Saved entries:
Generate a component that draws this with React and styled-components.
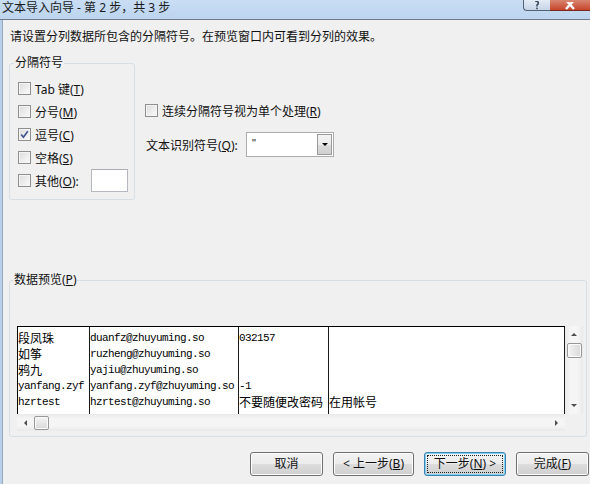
import React from 'react'
import styled, { createGlobalStyle, css } from 'styled-components'

const GlobalStyle = createGlobalStyle`
  html, body {
    margin: 0;
    padding: 0;
    background: #f0f0f0;
  }
  body {
    font-family: "Noto Sans", "Noto Sans CJK SC", sans-serif;
    font-size: 12px;
    color: #111;
  }
`

const UI_FONT = `"Noto Sans", "Noto Sans CJK SC", sans-serif`

const Window = styled.div`
  width: 590px;
  height: 484px;
  overflow: hidden;
  display: flex;
  flex-direction: column;
  background: #f0f0f0;
`

const TitleBar = styled.div`
  height: 19px;
  flex: none;
  display: flex;
  align-items: flex-start;
  background: linear-gradient(#c9def4, #bcd4ee);
  border-bottom: 1px solid #6f7b88;
`

const Title = styled.div`
  flex: 1;
  padding-left: 2px;
  line-height: 15px;
  color: #1a1a1a;
`

const CaptionButton = styled.div`
  height: 10px;
  display: flex;
  align-items: flex-end;
  justify-content: center;
  overflow: hidden;
  ${({ $close }) =>
    $close
      ? css`
          width: 40px;
          background: linear-gradient(#d8866f, #c6452c);
          border-bottom: 1px solid #7a2a1a;
        `
      : css`
          width: 26px;
          background: linear-gradient(#e4ecf5, #c5d5e7);
          border: 1px solid #526376;
          border-top: none;
          border-right: none;
          border-bottom-left-radius: 4px;
        `}
`

const HelpIcon = () => (
  <svg width="8" height="9" viewBox="0 0 8 9">
    <path d="M2 0 C6 0 6 3 4 4 L4 5.5" fill="none" stroke="#3a4a5c" strokeWidth="1.6" />
    <rect x="3.2" y="6.6" width="1.6" height="1.6" fill="#3a4a5c" />
  </svg>
)

const CloseIcon = () => (
  <svg width="12" height="8" viewBox="0 0 12 8">
    <path d="M1 -3 L10 7 M11 -3 L2 7" stroke="#fff" strokeWidth="2.4" />
  </svg>
)

const Frame = styled.div`
  flex: 1;
  display: flex;
  border-left: 2px solid #b7cfea;
`

const Content = styled.div`
  flex: 1;
  display: flex;
  flex-direction: column;
  border-left: 1px solid #97a9bd;
  padding: 9px 0 0 6px;
`

const Instruction = styled.div`
  line-height: 16px;
  margin-left: 1px;
`

const TopSection = styled.div`
  display: flex;
  align-items: flex-start;
  margin-top: 10px;
`

const Group = styled.fieldset`
  margin: 0;
  box-sizing: border-box;
  width: ${({ $width }) => $width}px;
  border: 1px solid #d5dfe5;
  border-radius: 3px;
  padding: ${({ $padding }) => $padding};
  min-width: 0;
`

const Legend = styled.legend`
  padding: 0 1px;
  margin-left: -4px;
  line-height: 16px;
  font-size: 12px;
`

const CheckRow = styled.label`
  display: flex;
  align-items: center;
  height: 23px;
  gap: 4px;
  white-space: nowrap;
`

const Box = styled.span`
  box-sizing: border-box;
  width: 13px;
  height: 13px;
  flex: none;
  border: 1px solid #8f8f8f;
  background: linear-gradient(135deg, #dcdcdc, #fbfbfb);
  box-shadow: inset 0 0 0 1px #f4f4f4;
  display: flex;
  align-items: center;
  justify-content: center;
`

const OtherInput = styled.div`
  box-sizing: border-box;
  width: 37px;
  height: 23px;
  margin-left: auto;
  background: #fff;
  border: 1px solid #b5b8bf;
  border-top-color: #abadb3;
`

const RightColumn = styled.div`
  display: flex;
  flex-direction: column;
  margin-left: 10px;
  margin-top: 44px;
`

const QuoteRow = styled.div`
  display: flex;
  align-items: center;
  margin-top: 10px;
  padding-left: 1px;
`

const QuoteLabel = styled.span`
  width: 100px;
  white-space: nowrap;
`

const Select = styled.div`
  box-sizing: border-box;
  width: 88px;
  height: 25px;
  display: flex;
  background: #fff;
  border: 1px solid #acacac;
`

const SelectValue = styled.div`
  flex: 1;
  padding-left: 5px;
  line-height: 20px;
  font-family: "Liberation Sans", sans-serif;
  font-size: 11px;
`

const DropButton = styled.div`
  box-sizing: border-box;
  width: 15px;
  display: flex;
  align-items: center;
  justify-content: center;
  border: 1px solid #9a9a9a;
  margin: 1px;
  background: linear-gradient(#f3f3f3, #ebebeb 50%, #dcdcdc 50%, #cfcfcf);
`

const Arrow = styled.span`
  width: 0;
  height: 0;
  ${({ $dir, $size = 3.5, $color = '#4d4d4d' }) => {
    if ($dir === 'up')
      return css`
        border-left: ${$size}px solid transparent;
        border-right: ${$size}px solid transparent;
        border-bottom: ${$size}px solid ${$color};
      `
    if ($dir === 'down')
      return css`
        border-left: ${$size}px solid transparent;
        border-right: ${$size}px solid transparent;
        border-top: ${$size}px solid ${$color};
      `
    if ($dir === 'left')
      return css`
        border-top: ${$size}px solid transparent;
        border-bottom: ${$size}px solid transparent;
        border-right: ${$size}px solid ${$color};
      `
    return css`
      border-top: ${$size}px solid transparent;
      border-bottom: ${$size}px solid transparent;
      border-left: ${$size}px solid ${$color};
    `
  }}
`

const PreviewSection = styled.div`
  margin-top: 72px;
`

const PreviewBox = styled.div`
  display: grid;
  grid-template-columns: 548px 18px;
  grid-template-rows: 88px 17px;
`

const DataGrid = styled.div`
  display: flex;
  background: #fff;
  border-top: 1px solid #000;
  border-left: 1px solid #000;
  overflow: hidden;
`

const Column = styled.div`
  box-sizing: border-box;
  width: ${({ $width }) => $width}px;
  flex: none;
  border-right: 1px solid #1a1a1a;
  padding-top: 3px;
`

const Cell = styled.div`
  height: 16px;
  line-height: 16px;
  white-space: nowrap;
  overflow: hidden;
  color: #000;
  ${({ $cjk }) =>
    $cjk
      ? css`
          font-family: "Noto Sans CJK SC", sans-serif;
          font-size: 12px;
        `
      : css`
          font-family: "Liberation Mono", monospace;
          font-size: 11px;
          letter-spacing: -0.6px;
        `}
`

const VScroll = styled.div`
  display: flex;
  flex-direction: column;
  align-items: center;
  background: linear-gradient(90deg, #e9e9e9, #f5f5f5 30%, #f5f5f5 70%, #e9e9e9);
`

const HScroll = styled.div`
  display: flex;
  align-items: center;
  background: linear-gradient(#e9e9e9, #f5f5f5 30%, #f5f5f5 70%, #e9e9e9);
`

const ScrollArrow = styled.div`
  flex: none;
  width: ${({ $w }) => $w}px;
  height: ${({ $h }) => $h}px;
  display: flex;
  align-items: center;
  justify-content: center;
  ${({ $end }) => $end && 'margin-left: auto; margin-top: auto;'}
`

const Thumb = styled.div`
  box-sizing: border-box;
  width: ${({ $w }) => $w}px;
  height: ${({ $h }) => $h}px;
  flex: none;
  border: 1px solid #979797;
  border-radius: 2px;
  background: ${({ $vertical }) =>
    $vertical
      ? 'linear-gradient(90deg, #f4f4f4, #e6e6e6 50%, #d9d9d9)'
      : 'linear-gradient(#f4f4f4, #e6e6e6 50%, #d9d9d9)'};
  box-shadow: inset 0 0 0 1px #fbfbfb;
`

const Corner = styled.div`
  background: #f0f0f0;
`

const ButtonRow = styled.div`
  display: flex;
  justify-content: flex-end;
  gap: 10px;
  margin-top: 15px;
  padding-right: 1px;
`

const Button = styled.div`
  box-sizing: border-box;
  width: ${({ $width }) => $width}px;
  height: 24px;
  display: flex;
  align-items: center;
  justify-content: center;
  white-space: nowrap;
  font-family: ${UI_FONT};
  font-size: 12px;
  line-height: 16px;
  border: 1px solid #707070;
  border-radius: 3px;
  background: linear-gradient(#f3f3f3, #ebebeb 50%, #dddddd 50%, #cfcfcf);
  box-shadow: inset 0 0 0 1px #fcfcfc;
  ${({ $default }) =>
    $default &&
    css`
      border-color: #3c7fb1;
      box-shadow: inset 0 0 0 1px #7fd3f5;
      outline: 1px dotted #222;
      outline-offset: -4px;
    `}
`

const CheckMark = () => (
  <svg width="9" height="9" viewBox="0 0 9 9">
    <path d="M1.2 4.6 L3.4 7.2 L7.8 1.2" fill="none" stroke="#3d4f8e" strokeWidth="1.6" />
  </svg>
)

const Checkbox = ({ checked, children }) => (
  <CheckRow>
    <Box>{checked && <CheckMark />}</Box>
    <span>{children}</span>
  </CheckRow>
)

const hasCjk = (s) => /[\u4e00-\u9fff]/.test(s)

const columns = [
  { width: 72, cells: ['段凤珠', '如筝', '鸦九', 'yanfang.zyf', 'hzrtest'] },
  {
    width: 149,
    cells: [
      'duanfz@zhuyuming.so',
      'ruzheng@zhuyuming.so',
      'yajiu@zhuyuming.so',
      'yanfang.zyf@zhuyuming.so',
      'hzrtest@zhuyuming.so',
    ],
  },
  { width: 90, cells: ['032157', '', '', '-1', '不要随便改密码'] },
  { width: 236, cells: ['', '', '', '', '在用帐号'] },
]

const App = () => (
  <Window>
    <GlobalStyle />
    <TitleBar>
      <Title>文本导入向导 - 第 2 步，共 3 步</Title>
      <CaptionButton>
        <HelpIcon />
      </CaptionButton>
      <CaptionButton $close>
        <CloseIcon />
      </CaptionButton>
    </TitleBar>
    <Frame>
      <Content>
        <Instruction>请设置分列数据所包含的分隔符号。在预览窗口内可看到分列的效果。</Instruction>
        <TopSection>
          <Group $width={126} $padding="6px 6px 7px 8px">
            <Legend>分隔符号</Legend>
            <Checkbox>
              Tab 键(<u>T</u>)
            </Checkbox>
            <Checkbox>
              分号(<u>M</u>)
            </Checkbox>
            <Checkbox checked>
              逗号(<u>C</u>)
            </Checkbox>
            <Checkbox>
              空格(<u>S</u>)
            </Checkbox>
            <CheckRow>
              <Box />
              <span>
                其他(<u>O</u>):
              </span>
              <OtherInput />
            </CheckRow>
          </Group>
          <RightColumn>
            <Checkbox>
              连续分隔符号视为单个处理(<u>R</u>)
            </Checkbox>
            <QuoteRow>
              <QuoteLabel>
                文本识别符号(<u>Q</u>):
              </QuoteLabel>
              <Select>
                <SelectValue>"</SelectValue>
                <DropButton>
                  <Arrow $dir="down" $size={3.5} $color="#000" />
                </DropButton>
              </Select>
            </QuoteRow>
          </RightColumn>
        </TopSection>
        <PreviewSection>
          <Group $width={578} $padding="38px 3px 5px 7px">
            <Legend>
              数据预览(<u>P</u>)
            </Legend>
            <PreviewBox>
              <DataGrid>
                {columns.map((col, i) => (
                  <Column key={i} $width={col.width}>
                    {col.cells.map((text, j) => (
                      <Cell key={j} $cjk={hasCjk(text)}>
                        {text}
                      </Cell>
                    ))}
                  </Column>
                ))}
              </DataGrid>
              <VScroll>
                <ScrollArrow $w={18} $h={17}>
                  <Arrow $dir="up" $size={3} />
                </ScrollArrow>
                <Thumb $vertical $w={15} $h={15} />
                <ScrollArrow $w={18} $h={17} $end>
                  <Arrow $dir="down" $size={3} />
                </ScrollArrow>
              </VScroll>
              <HScroll>
                <ScrollArrow $w={17} $h={17}>
                  <Arrow $dir="left" $size={3} />
                </ScrollArrow>
                <Thumb $w={15} $h={14} />
                <ScrollArrow $w={17} $h={17} $end>
                  <Arrow $dir="right" $size={3} />
                </ScrollArrow>
              </HScroll>
              <Corner />
            </PreviewBox>
          </Group>
        </PreviewSection>
        <ButtonRow>
          <Button $width={73}>取消</Button>
          <Button $width={81}>
            &lt; 上一步(<u>B</u>)
          </Button>
          <Button $width={82} $default>
            下一步(<u>N</u>) &gt;
          </Button>
          <Button $width={73}>
            完成(<u>F</u>)
          </Button>
        </ButtonRow>
      </Content>
    </Frame>
  </Window>
)

export default App
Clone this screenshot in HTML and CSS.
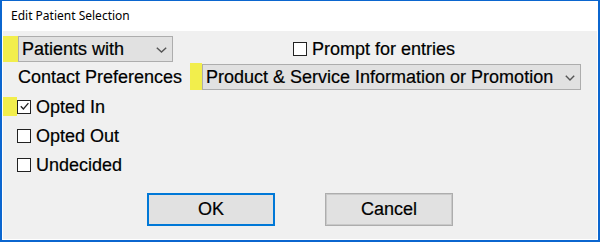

What the task requires: Pick out each line above that includes "this" and show it.

Exercise answer:
Generate a component that draws this with React and styled-components.
Clone this screenshot in HTML and CSS.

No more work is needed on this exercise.